I think that we hear and talk about "scaling" in the start-up community but we
often overlook the possibility of building apps that "scale down" features
from a much larger successful software. These smaller apps could theoretically
have an untapped access to consumers/businesses that are out-priced by larger
software systems.

*Edited for clarity

------
avalore
[https://www.lettingcheck.com](https://www.lettingcheck.com) \- This started
life as a 'profit share arrangement'. I know, you always hear this is a bad
idea but it actually turned out quite well for us.
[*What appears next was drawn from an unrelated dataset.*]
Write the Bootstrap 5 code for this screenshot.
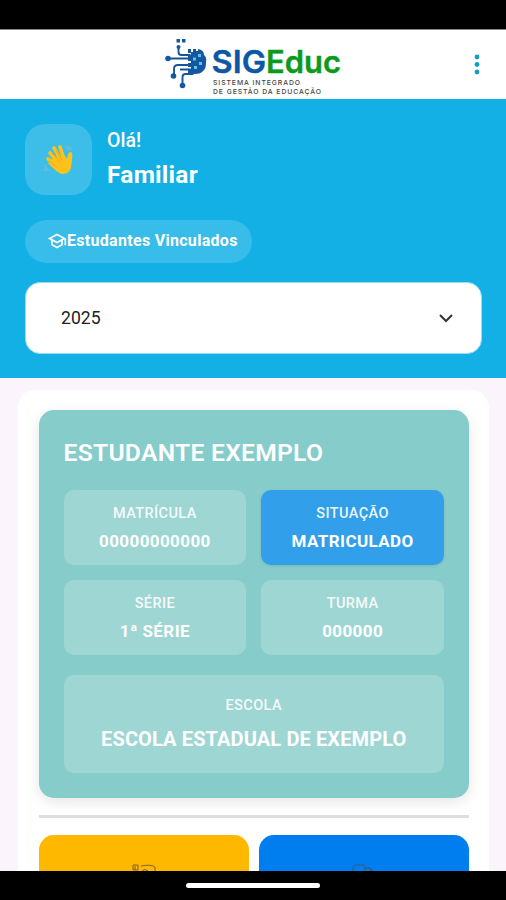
<!DOCTYPE html>
<html lang="pt-BR">
<head>
<meta charset="utf-8">
<meta name="viewport" content="width=device-width, initial-scale=1">
<title>SIGEduc</title>
<link rel="stylesheet" href="https://cdn.jsdelivr.net/npm/bootstrap@5.3.0/dist/css/bootstrap.min.css">
<style>
body{font-family:Roboto,"Liberation Sans",sans-serif;background:#fbf4fc;height:900px;overflow:hidden;color:#fff;line-height:1.2}
svg{display:block}
.sysbar{height:30px;background:#000;border-bottom:1px solid #888;flex:none}
.sysnav{height:29px;background:#000;flex:none;padding-top:12px}
.homebar{width:134px;height:5px;border-radius:3px;background:#fff}
.topbar{height:69px;flex:none;padding:0 24px 0 160px;--bs-navbar-padding-y:0;background:#fff}
.hero{height:279px;flex:none;background:#12b0e5;padding:25px 24px 0 25px}
.avatar{width:67px;height:71px;border-radius:20px;background:rgba(255,255,255,.18)}
.greeting{padding:5px 0 0 15px}
.hello{font-size:19.5px;line-height:24px;font-weight:500}
.who{font-size:24.5px;line-height:30px;font-weight:700;margin-top:7px;letter-spacing:.25px}
.pill{width:227px;height:43px;margin-top:24.5px;background:rgba(255,255,255,.16);font-size:16px;font-weight:700;padding-left:22px;white-space:nowrap;letter-spacing:.3px}
.year,.year:focus{height:72px;margin-top:19px;border:1px solid #9bdcf5;border-radius:15px;background:#fff;color:#222;font-size:17.6px;padding:1px 27px 0 35px}
.sheet{margin:12px 17px 0 18px;padding:20px 20.5px 0;border-radius:18px 18px 0 0;background:#fff;overflow:hidden;flex:1}
.student{height:388px;background:#86ccca;border-radius:15px;padding:25px 24.5px 0 25px;box-shadow:0 4px 14px rgba(0,0,0,.1)}
.student-name{font-size:24.6px;line-height:35px;font-weight:600;height:55px;margin:0;letter-spacing:.3px;white-space:nowrap}
.tiles{display:grid;grid-template-columns:1fr 1fr;gap:15px}
.tile{height:75px;border-radius:10px;background:rgba(255,255,255,.2);padding-top:14px}
.tile-on{background:#319fe9;box-shadow:0 1px 3px rgba(0,0,0,.1)}
.lbl{font-size:14.5px;line-height:20px;font-weight:500;letter-spacing:.4px;opacity:.9}
.val{font-size:17px;line-height:22px;font-weight:700;margin-top:6px;letter-spacing:.4px;white-space:nowrap}
.school{height:98px;margin-top:20px;padding-top:21px}
.school .val{font-size:20px;line-height:26px;margin-top:10px;letter-spacing:.12px}
.divider{height:3px;background:#dddedf;margin:17px 0}
.actions{display:grid;grid-template-columns:210px 1fr;gap:10px}
.action{height:110px;border-radius:15px;padding-top:29px}
.gold{background:#ffb800}.azure{background:#007def}
</style>
</head>
<body class="d-flex flex-column">
<div class="sysbar"></div>
<nav class="navbar topbar d-flex justify-content-between align-items-start">
<svg width="190" height="69" viewBox="160 30 190 69" role="img" aria-label="SIGEduc">
<g fill="none" stroke="#17559b" stroke-width="1.900"><path d="M178.500 47v5q0 3 3 3h9M168 58.500h24M174 76v-7q0-4 4-4h14M180 69.500h12M182.500 84v-7q0-3 3-3h8"/></g>
<g fill="#1458a0"><rect x="176.500" y="39" width="3.500" height="3.500"/><rect x="182" y="39" width="3.500" height="3.500"/><circle cx="178.500" cy="47" r="2"/><circle cx="168" cy="58.500" r="2.800"/><circle cx="173.500" cy="76" r="2.800"/><circle cx="182.500" cy="85.500" r="2.800"/>
<path d="M188 49h3v3h2v-3h3v2h2v-2q6 1 6 6 3 2 2 8 0 6-3 8-2 3-8 3h-7v-5h3v-2h-3v-4h3v-2h-3v-6h3v-2h-3z"/></g>
<g fill="#5fc3ea"><rect x="193" y="57.500" width="3" height="3"/><rect x="198" y="54" width="3" height="3"/><rect x="199" y="62" width="3" height="3"/><rect x="194" y="66" width="3" height="3"/></g>
<g font-family="Inter,sans-serif" font-weight="600" font-size="31"><text x="211.500" y="72.800" textLength="54.500" lengthAdjust="spacingAndGlyphs" fill="#0d57a8" stroke="#0d57a8" stroke-width=".4">SIG</text><text x="266" y="72.800" textLength="75" lengthAdjust="spacingAndGlyphs" fill="#0c9a1c" stroke="#0c9a1c" stroke-width=".4">Educ</text></g>
<g font-family="Inter,sans-serif" font-weight="500" font-size="6.800" fill="#444"><text x="213" y="84.500" textLength="87">SISTEMA INTEGRADO</text><text x="213" y="93.500" textLength="108">DE GESTÃO DA EDUCAÇÃO</text></g>
</svg>
<svg width="10" height="69" viewBox="472 30 10 69" fill="#189bc5"><circle cx="477" cy="57" r="2.400"/><circle cx="477" cy="64.500" r="2.400"/><circle cx="477" cy="72" r="2.400"/></svg>
</nav>
<header class="hero">
<div class="d-flex">
<div class="avatar d-flex align-items-center justify-content-center">
<svg width="34" height="34" viewBox="0 0 34 34"><g stroke="#fcc21b" stroke-width="3.600" stroke-linecap="round"><path d="M16 19 8 10M19 17 12 5M22 16 18 4M15 22 6 16"/></g><path d="M12 14 22 12 25 16Q26 8 29 9 31 10 30 17L29 25Q27 31 20 31 15 30 6 20Z" fill="#fcc21b"/><path d="m10 10 8 9m-4-12 6 10M7 18l8 6" stroke="#e5a51a" stroke-width=".8" fill="none"/><path d="M23 3q3 1 4 5M26 3q3 2 3 4M3 22q1 4 4 5M2 26q2 2 3 2" stroke="#79b9d3" stroke-width="1.300" fill="none"/></svg>
</div>
<div class="greeting"><div class="hello">Olá!</div><div class="who">Familiar</div></div>
</div>
<div class="pill rounded-pill d-flex align-items-center">
<svg width="20" height="20" viewBox="0 0 24 24" fill="#fff"><path d="M12 3 1 9l4 2.180v6L12 21l7-3.820v-6l2-1.090V17h2V9L12 3zm6.820 6L12 12.720 5.180 9 12 5.280 18.820 9zM17 15.990l-5 2.730-5-2.730v-3.720L12 15l5-2.730v3.720z"/></svg><span>Estudantes Vinculados</span></div>
<button class="year btn w-100 d-flex align-items-center justify-content-between" type="button"><span>2025</span><svg width="16" height="10" viewBox="0 0 16 10" fill="none" stroke="#333" stroke-width="2"><path d="m2 2 6 6 6-6"/></svg></button>
</header>
<main class="sheet">
<section class="student">
<h1 class="student-name">ESTUDANTE EXEMPLO</h1>
<div class="tiles text-center">
<div class="tile"><div class="lbl">MATRÍCULA</div><div class="val">00000000000</div></div>
<div class="tile tile-on"><div class="lbl">SITUAÇÃO</div><div class="val">MATRICULADO</div></div>
<div class="tile"><div class="lbl">SÉRIE</div><div class="val">1ª SÉRIE</div></div>
<div class="tile"><div class="lbl">TURMA</div><div class="val">000000</div></div>
</div>
<div class="tile school text-center"><div class="lbl">ESCOLA</div><div class="val">ESCOLA ESTADUAL DE EXEMPLO</div></div>
</section>
<div class="divider"></div>
<div class="actions">
<div class="action gold d-flex justify-content-center"><svg width="24" height="24" fill="none" stroke="#806020"><path d="M1 1h5v5H1zM9 2q10-2 14 1v20H1V8M3 2v4M10 7q3-3 6 0"/></svg></div>
<div class="action azure d-flex justify-content-center"><svg width="24" height="24" fill="none" stroke="#3a5a82"><path d="M1 23V4q0-3 3-3h8l1 4v18M13 4h6v19M16 4l7 4v15"/></svg></div>
</div>
</main>
<footer class="sysnav d-flex justify-content-center"><div class="homebar"></div></footer>
<script src="https://cdn.jsdelivr.net/npm/bootstrap@5.3.0/dist/js/bootstrap.bundle.min.js"></script>
</body>
</html>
We were approached to provide a quote, which turned out to be too expensive
for them. We liked the idea so offered to do this for a 3 way split (two
developers) with the understanding he would take care of sales (his background
was sales and marketing). The situation changed after this but that's another
story.

He originally came up with the idea from his parents who owned a couple of
franchise letting agents and used to do this process with paper, pen and a
digital camera.

------
jason_tko
I started running a business in Japan in 2002-2003. After around 2 years when
the company had grown a lot, we started having all sorts of problems trying to
manage quotes and invoices.

Unfortunately there was no shrink-wrapped solution that could fix our specific
problem that supported both Japanese and English, so I ended up designing and
having built some software that generated our invoices automatically.

I spent more and more time working on this, until I realised there was a lot
of demand for this product, and a real market need.

I met my co-founder (through Hacker News actually), and we decided to build
out a multi-tenant solution for the Japanese mass-market.